Final answer:
The oxidation number of Cr in K2Cr2O7 is +6, S in S2O82- is +7, S in Na2S4O6 is +2.5, and P in H2P2O72- is +5. Calculations are based on known oxidation states of other elements in the compounds and the overall charge balance.
Step-by-step explanation:
Finding Oxidation Numbers
When finding the oxidation number of an element in a compound, keep in mind the rules of oxidation states such as the oxidation state of oxygen usually being -2, and the sum of the oxidation states in a neutral compound being zero, or equal to the charge for an ion.
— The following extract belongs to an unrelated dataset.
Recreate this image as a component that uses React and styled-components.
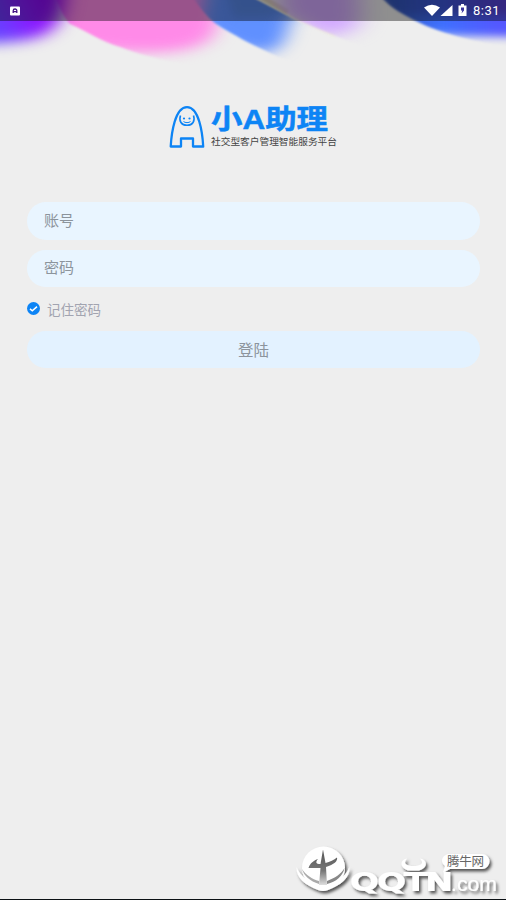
import React, { useState } from "react";
import styled, { createGlobalStyle } from "styled-components";

//colors
const ST_BG = "#eeeeee";
const ST_BLUE = "#0d84f5";
const ST_FIELD = "#e9f5ff";
const ST_BUTTON = "#e3f2ff";
const ST_TEXT = "#8c949c";

const GlobalStyle = createGlobalStyle`
  * {
    box-sizing: border-box;
  }
  body {
    margin: 0;
    background: ${ST_BG};
    font-family: "Liberation Sans", "Noto Sans CJK SC", sans-serif;
  }
`;

const Screen = styled.div`
  position: relative;
  display: flex;
  flex-direction: column;
  width: 100%;
  height: 900px;
  overflow: hidden;
  background: ${ST_BG};
  border-bottom: 1px solid #0b1014;
`;

const Backdrop = styled.svg`
  position: absolute;
  top: 0;
  left: 0;

  filter {
    color-interpolation-filters: sRGB;
  }
`;

const StatusBar = styled.header`
  position: relative;
  display: flex;
  align-items: center;
  justify-content: space-between;
  height: 21px;
  padding: 0 7px 0 10px;
  background: rgba(0, 0, 0, 0.4);
`;

const StatusIcons = styled.div`
  display: flex;
  align-items: center;
`;

const Clock = styled.span`
  margin-left: 5px;
  width: 26px;
  color: #fff;
  font: 400 13px/21px Roboto, sans-serif;
  letter-spacing: 0.5px;
  white-space: nowrap;
`;

const Brand = styled.div`
  position: relative;
  display: flex;
  justify-content: center;
  height: 43px;
  margin-top: 83px;
`;

const LogoMark = styled.svg`
  display: block;
  overflow: visible;
`;

const Login = styled.form`
  position: relative;
  display: flex;
  flex-direction: column;
  margin: 55px 26px 0 27px;
`;

const Field = styled.input`
  width: 100%;
  height: ${(props) => props.$height};
  margin-bottom: ${(props) => props.$bottom};
  padding: 0 17px 4px;
  border: 0;
  border-radius: 19px;
  outline: none;
  background: ${ST_FIELD};
  color: ${ST_TEXT};
  font: 15px "Noto Sans CJK SC", sans-serif;

  &::placeholder {
    color: ${ST_TEXT};
    opacity: 1;
  }
`;

const Remember = styled.label`
  display: flex;
  align-items: flex-start;
  height: 44px;
  padding-top: 15px;
  color: #a2a4b0;
  font: 13.5px/15px "Noto Sans CJK SC", sans-serif;
`;

const RememberText = styled.span`
  margin-left: 7px;
`;

const HiddenCheck = styled.input`
  position: absolute;
  opacity: 0;
  pointer-events: none;
`;

const Submit = styled.button`
  height: 37px;
  padding: 0 0 1px;
  border: 0;
  border-radius: 19px;
  background: ${ST_BUTTON};
  color: ${ST_TEXT};
  font: 15.5px "Noto Sans CJK SC", sans-serif;
`;

const Watermark = styled.svg`
  position: absolute;
  right: 0;
  bottom: -1px;
`;

// every wave is a blurred blob, cut sharp along its lower left side
function Waves() {
  return (
    <Backdrop width="506" height="75" viewBox="0 0 506 75">
      <defs>
        <filter id="soft" filterUnits="userSpaceOnUse" x="-80" y="-80" width="680" height="220">
          <feGaussianBlur stdDeviation="10 6.5" />
        </filter>
        <filter id="softer" filterUnits="userSpaceOnUse" x="-80" y="-80" width="680" height="220">
          <feGaussianBlur stdDeviation="13 7" />
        </filter>
        <filter id="soft4" filterUnits="userSpaceOnUse" x="-80" y="-80" width="680" height="220">
          <feGaussianBlur stdDeviation="4.500" />
        </filter>
        <filter id="edge" filterUnits="userSpaceOnUse" x="-80" y="-80" width="680" height="220">
          <feGaussianBlur stdDeviation="1" />
        </filter>
        <linearGradient id="purple" gradientUnits="userSpaceOnUse" x1="0" y1="36" x2="60" y2="8">
          <stop offset="0" stopColor="#6643ff" />
          <stop offset=".55" stopColor="#8a1aff" />
          <stop offset="1" stopColor="#8c00ee" />
        </linearGradient>
        <linearGradient id="right" gradientUnits="userSpaceOnUse" x1="385" y1="0" x2="500" y2="0">
          <stop offset="0" stopColor="#3a60c0" />
          <stop offset=".5" stopColor="#3f70ff" />
          <stop offset="1" stopColor="#5558ff" />
        </linearGradient>
        <linearGradient id="rightTop" x1="0" y1="0" x2="1" y2="0">
          <stop offset="0" stopColor="#20409c" stopOpacity=".3" />
          <stop offset="1" stopColor="#6038c8" stopOpacity=".75" />
        </linearGradient>
        <mask id="pinkCut" maskUnits="userSpaceOnUse" x="0" y="-20" width="506" height="95">
          <path d="M54-20V-6C60 8 63 17 70 24C88 32 103 42 120 47C145 57 175 63 240 75H270V54C254 46 232 34 216 24L290-6V-20Z" fill="#fff" filter="url(#edge)" />
        </mask>
        <mask id="blueCut" maskUnits="userSpaceOnUse" x="0" y="-20" width="506" height="95">
          <path d="M190-20V-6C202 10 207 17 216 24C232 34 254 46 272 54C285 60 300 65 330 70V34L294 19L253-3V-20Z" fill="#fff" filter="url(#edge)" />
        </mask>
        <mask id="lilacCut" maskUnits="userSpaceOnUse" x="0" y="-20" width="506" height="95">
          <path d="M254-20V-6L297 20L340 38L400 60V-20Z" fill="#fff" filter="url(#edge)" />
        </mask>
        <mask id="rightCut" maskUnits="userSpaceOnUse" x="0" y="-20" width="520" height="95">
          <path d="M379-20V-5C390 8 402 14 418 22C440 33 470 41 512 48V-20Z" fill="#fff" filter="url(#edge)" />
        </mask>
      </defs>
      <g mask="url(#pinkCut)">
        <path d="M0-40H218V22L212 38C190 54 160 53 120 52L0 40Z" fill="#ff8ae8" filter="url(#soft)" />
      </g>
      <g mask="url(#blueCut)">
        <path d="M212-50H330V-10L289 20C289 32 284 42 276 50C255 56 225 48 198 28Z" fill="#6090ff" filter="url(#soft)" />
        <path d="M220-30H290V8L268 17H234Z" fill="#5686e0" opacity=".7" filter="url(#soft4)" />
      </g>
      <path d="M256-3L300 20L335 36" fill="none" stroke="#efeee0" strokeWidth="3" filter="url(#edge)" />
      <path d="M262-3L288 12" fill="none" stroke="#d6cba4" strokeWidth="5" opacity=".7" filter="url(#edge)" />
      <g mask="url(#lilacCut)">
        <path d="M284-40H356L360 18C356 34 343 36 318 34L280 12Z" fill="#d2a8ff" filter="url(#softer)" />
      </g>
      <path
        d="M-60-60H66C67-10 66 15 54 27C44 41 12 44-60 44Z"
        fill="url(#purple)"
        filter="url(#soft)"
      />
      <g mask="url(#rightCut)">
        <path d="M350-40H540V37C490 37 440 36 405 32Z" fill="url(#right)" filter="url(#soft4)" />
        <rect x="380" y="-10" width="140" height="24" fill="url(#rightTop)" filter="url(#soft4)" />
      </g>
    </Backdrop>
  );
}

function Logo() {
  return (
    <LogoMark width="170" height="46" viewBox="168 104 170 46">
      <g fill="none" stroke={ST_BLUE} strokeWidth="2.300" strokeLinejoin="round">
        <path d="M170.700 146.500C171.500 133 175 107.200 187 107.200C199 107.200 202.500 133 203.200 146.500H193V138.500H181V146.500Z" />
        <path d="M180.500 115.500C178.500 121 181.500 125.300 187 125.300C192.500 125.300 195.500 121 193.500 115.500" strokeWidth="1.600" />
        <path d="M183.500 121.500C185 123 189 123 190.500 121.500" strokeWidth="1" />
      </g>
      <circle cx="184" cy="118.500" r="1.100" fill={ST_BLUE} />
      <circle cx="189.500" cy="118.500" r="1.100" fill={ST_BLUE} />
      <text
        x="211"
        y="129.300"
        fill={ST_BLUE}
        stroke={ST_BLUE}
        strokeWidth=".5"
        fontSize="27.500"
        fontWeight="700"
        fontFamily="'Liberation Sans', 'Noto Sans CJK SC', sans-serif"
        textLength="117"
        lengthAdjust="spacingAndGlyphs"
      >
        小A助理
      </text>
      <text
        x="211"
        y="145.300"
        fill="#444"
        fontSize="9.500"
        fontFamily="'Noto Sans CJK SC', sans-serif"
        textLength="126"
        lengthAdjust="spacingAndGlyphs"
      >
        社交型客户管理智能服务平台
      </text>
    </LogoMark>
  );
}

function SiteMark() {
  return (
    <Watermark width="220" height="64" viewBox="286 836 220 64">
      <defs>
        <filter id="shadow" x="-10%" y="-10%" width="125%" height="135%">
          <feDropShadow dx="2" dy="2.500" stdDeviation="1.800" floodColor="#000" floodOpacity=".65" />
        </filter>
        <linearGradient id="spike" x1="0" y1="0" x2="0" y2="1">
          <stop offset="0" stopColor="#555" />
          <stop offset=".6" stopColor="#777" />
          <stop offset="1" stopColor="#ddd" />
        </linearGradient>
        <filter id="tiny">
          <feGaussianBlur stdDeviation=".6" />
        </filter>
      </defs>
      <g filter="url(#shadow)" fill="#fff">
        <circle cx="323.500" cy="868" r="21.500" />
        <path d="M296.500 867C300 877 311 883 323 887C335 883 346 877 349.500 867C350 878 341 885 328 890Q323 892 318 890C305 885 296 878 296.500 867Z" />
        <text
          x="351"
          y="889.500"
          fontFamily="'DejaVu Sans', sans-serif"
          fontSize="22.500"
          stroke="#fff"
          strokeWidth="2"
          textLength="101"
          lengthAdjust="spacingAndGlyphs"
        >
          QQTN
        </text>
        <path d="M407 858.500C399 860 400 868 408 870.500H419C428 868 428 860 420 858.500C425 864 420 866 413.500 866C407 866 402 864 407 858.500Z" />
        <text
          x="451"
          y="890.500"
          fontFamily="'Liberation Sans', sans-serif"
          fontSize="20"
          textLength="46"
          lengthAdjust="spacingAndGlyphs"
        >
          .com
        </text>
        <path d="M450 854H482A7.500 7.500 0 0 1 482 869H450L443 872.500L445 866C439 861 443 854 450 854Z" />
      </g>
      <g filter="url(#tiny)">
        <path
          d="M323 849.500L325.500 863C330 862 334 860 337 857.500C338 861 334 864.500 326 867L327 885H319L320.500 868C316 868 311 868 308.500 868C310 863 314 860.500 318 859C315.500 862 315.500 864 320.500 864Z"
          fill="url(#spike)"
        />
        <path d="M302 869C306 875 312 879 319 881V884C310 881 304 876 302 869Z" fill="#aaa" />
        <path d="M327 881C335 878 341 874 344.500 868C343 876 336 882 327 884Z" fill="#888" />
      </g>
      <text
        x="447"
        y="866.300"
        fill="#666"
        fontSize="12.500"
        fontFamily="'Noto Sans CJK SC', sans-serif"
        textLength="37"
      >
        腾牛网
      </text>
    </Watermark>
  );
}

function CheckMark({ checked }) {
  return (
    <svg width="13" height="13" viewBox="0 0 13 13">
      <circle cx="6.5" cy="6.5" r="6.5" fill={checked ? ST_BLUE : "#c5c9cf"} />
      <path d="M3 6.900L5.300 8.800L10 4.600" fill="none" stroke="#fff" strokeWidth="1.500" />
    </svg>
  );
}

function App() {
  const [remember, setRemember] = useState(true);

  return (
    <Screen>
      <GlobalStyle />
      <Waves />
      <StatusBar>
        <svg width="10" height="10" viewBox="0 0 10 10">
          <rect y=".5" width="10" height="9" rx="1" fill="#fff" />
          <path d="M3.200 7V4.800A1.800 1.800 0 0 1 6.800 4.800V7M3.500 5.700H6.500" fill="none" stroke="#431383" strokeWidth="1.300" />
        </svg>
        <StatusIcons>
          <svg width="44" height="13" viewBox="0 0 44 13">
            <path d="M0 3.500Q8 -2 16 3.500L8 12Z" fill="#fff" />
            <path d="M16.500 12L28.500 1V12Z" fill="#fff" />
            <path d="M37 0H40V1.500H42.500V12H34.500V1.500H37Z" fill="#fff" />
            <path d="M37 3.500H40V6.500L37.500 9.500L38.300 6.500H37Z" fill="#39329d" />
          </svg>
          <Clock>8:31</Clock>
        </StatusIcons>
      </StatusBar>

      <Brand>
        <Logo />
      </Brand>

      <Login onSubmit={(e) => e.preventDefault()}>
        <Field $height="38px" $bottom="10px" placeholder="账号" />
        <Field $height="37px" $bottom="0px" type="password" placeholder="密码" />
        <Remember>
          <HiddenCheck type="checkbox" checked={remember} onChange={() => setRemember(!remember)} />
          <CheckMark checked={remember} />
          <RememberText>记住密码</RememberText>
        </Remember>
        <Submit type="submit">登陆</Submit>
      </Login>

      <SiteMark />
    </Screen>
  );
}

export default App;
Here are how oxidation numbers are assigned to each query:
- For Cr in K2Cr2O7, knowing that O (oxygen) has an oxidation number of -2, and there are 7 oxygen atoms, that totals to -14. K (potassium) has an oxidation number of +1, there are 2 potassium atoms, totaling +2. The overall charge of the compound is 0, so the oxidation number for the two Cr (chromium) atoms must total +12. Therefore, each Cr has an oxidation number of +6.
- For S in S2O82-, each O (oxygen) has an oxidation number of -2 for a total of -16. Since the molecule has a charge of -2, the total of the two S (sulfur) atoms must be +14. Hence, each S has an oxidation number of +7.
- For S in Na2S4O6, O has an oxidation number of -2 (6 oxygens total -12). Na (sodium) has an oxidation number of +1 (2 sodiums total +2). The compound is neutral, so the total of the S atoms must be +10. With 4 sulfur atoms, each S has an oxidation number of +2.5.
- For P in H2P2O72-, O has an oxidation number of -2 (7 oxygens total -14). H (hydrogen) has an oxidation number of +1 (2 hydrogens total +2). With a -2 charge on the ion, the P atoms must total +10, so each P (phosphorus) has an oxidation number of +5.